The most-traded January iron ore on China’s Dalian Commodity Exchange rose 0.1% to 957.5 yuan ($134.43) per metric ton as of 0230 GMT. For the month so far, the benchmark contract has gained 6.86%, and is on track to record its fourth consecutive month of gains.

On the Singapore Exchange, the benchmark January iron ore was up 0.1% at $128.65 a metric ton.

The Price Monitoring Centre of China’s Development and Reform Commission have increased oversight to maintain a healthy iron ore market and control soaring prices, which analysts refer to as “frequent and forceful interventions.” Despite successfully managing prices in the previous five sessions, prices are now staging a rebound.

The optimism on iron ore could further grow if Beijing rolls out more structural reforms. China’s demand for steel in electric vehicles and green infrastructure has already kept average prices high despite the property slump.

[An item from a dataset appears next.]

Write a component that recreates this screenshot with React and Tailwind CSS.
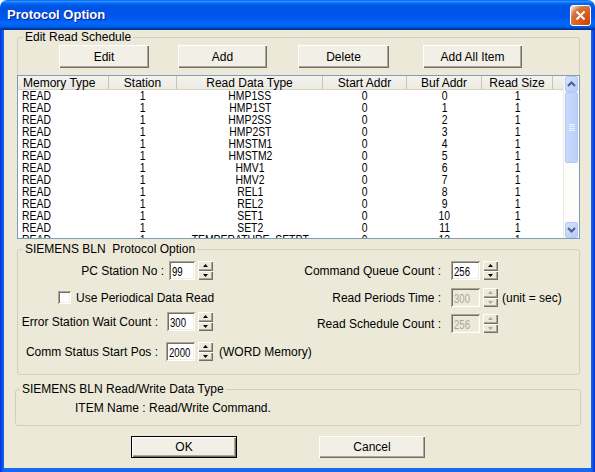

Property developer stocks have seen a spectacular rebound. For the month of November, both Country Garden’s Hong Kong shares and Evergrande stocks staged have risen.

Prices of new homes in China are now expected to climb 3% this year after policy measures to support the country’s beleaguered property market, up from earlier expectations for prices to be flat, a Reuters poll showed.

China’s manufacturing activity contracted for a second straight month in November and at a quicker pace, an official factory survey showed on Thursday.

Steel benchmarks on the Shanghai Futures Exchange were mixed. The most-active rebar contract slid 0.5%, hot-rolled coil dropped 0.9%, and wire rod decreased 1.1%. Meanwhile, stainless steel gained 0.8%. Other steelmaking ingredients Dalian coking coal and coke slid 2.5% and 3.2%, respectively.